# Aberdeen Md. Show Sept. 26



## Grandcheapskate (Jan 5, 2006)

Hi All,
Just a reminder for the show coming up at the Clarion Hotel in Aberdeen Maryland on Sept. 26th. Always a great show.

Joe


----------



## Lype Motorsport (Mar 14, 2004)

Hi Joe
Is there a website with contact info/directions? Thanks.


Larry


----------



## wheelszk (Jul 8, 2006)

Sure Larry, you show up and I will pay for you to get in.LOL


----------



## Grandcheapskate (Jan 5, 2006)

Lype Motorsport said:


> Hi Joe
> Is there a website with contact info/directions? Thanks.
> Larry


There's no website and I don't still have the e-mail. I do know it is at the Clarion Hotel in Aberdeen Md. It is right off I-95 - you can't miss it.

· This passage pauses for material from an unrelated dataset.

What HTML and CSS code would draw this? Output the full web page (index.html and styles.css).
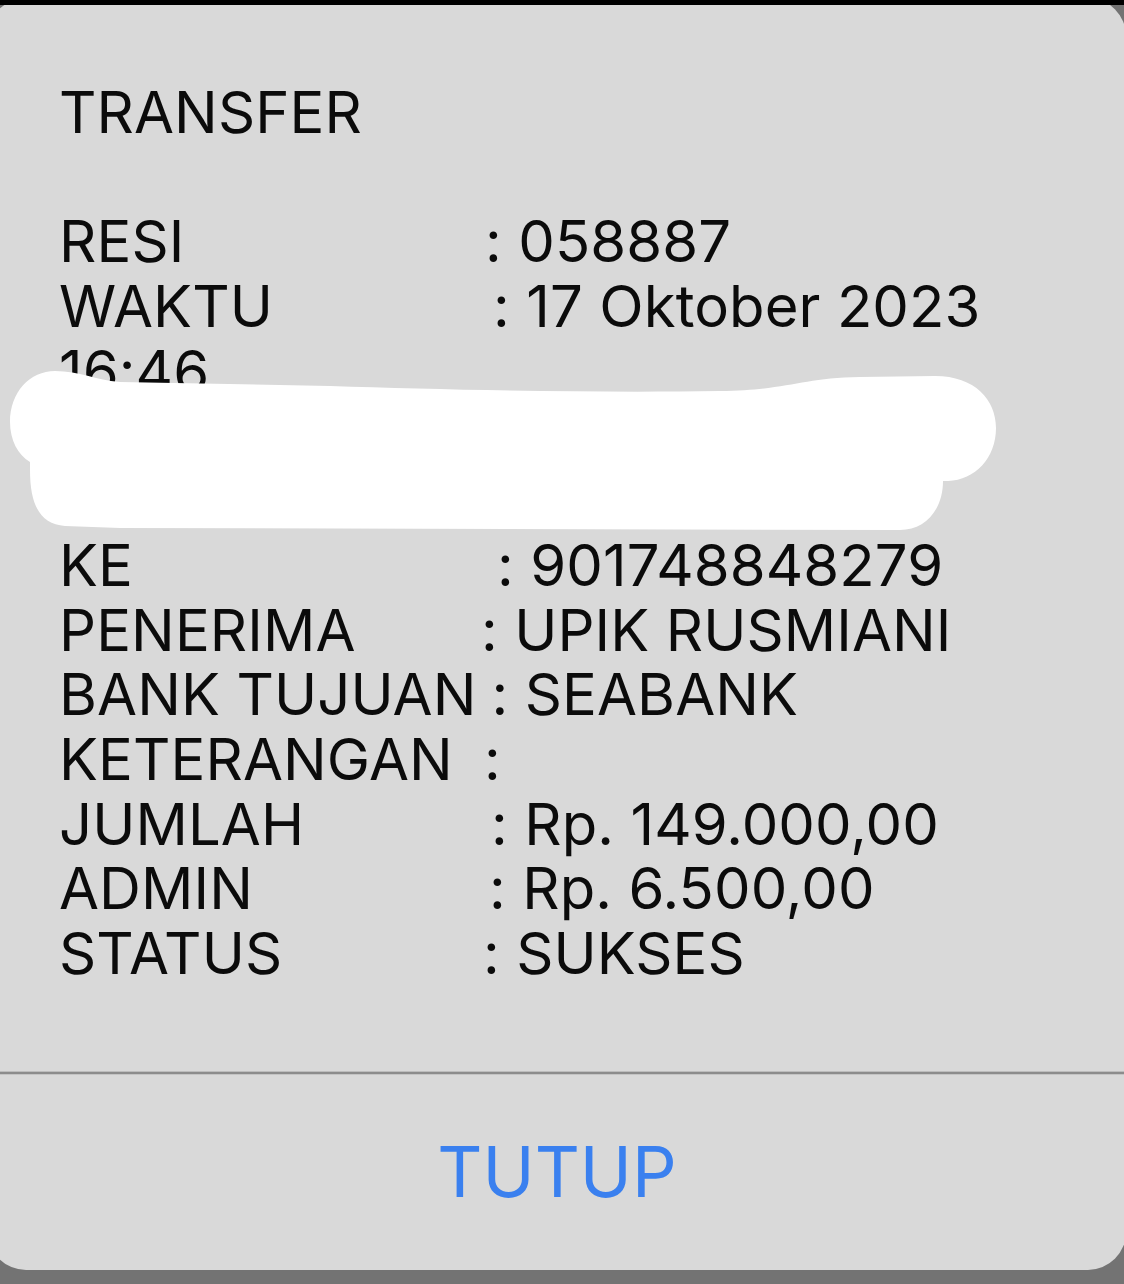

If I get resent the e-mail, I will post the exact details. Or maybe someone else can help.

The show goes from 10-2 with early admission at 8am. I think it might be $5 admission and $20 for early admission, but don't hold me to that. It has been a very good show in the past and it is sold out (vendor-wise) again.

Joe


----------



## tomhocars (Oct 19, 2005)

9th ABERDEEN, MD (MD, DC, DEL, VA) SLOT CAR SHOW & SWAP MEET



All Slot Car Hobbyists, Racers & Collectors 



Well, our 9th Aberdeen Slot Car Show & Swap Meet is ONE MONTH AWAY -- SUNDAY, SEPTEMBER 26th -- and we have just about reached our 6th sell-out in a row. At this point we only have two tables left (plus a couple of hallway setups).



NOTE: To those who have reserved tables and not yet sent in your payment yet, please mail your checks to me as soon as possible, as I have to prepay for the banquet rooms and rental tables.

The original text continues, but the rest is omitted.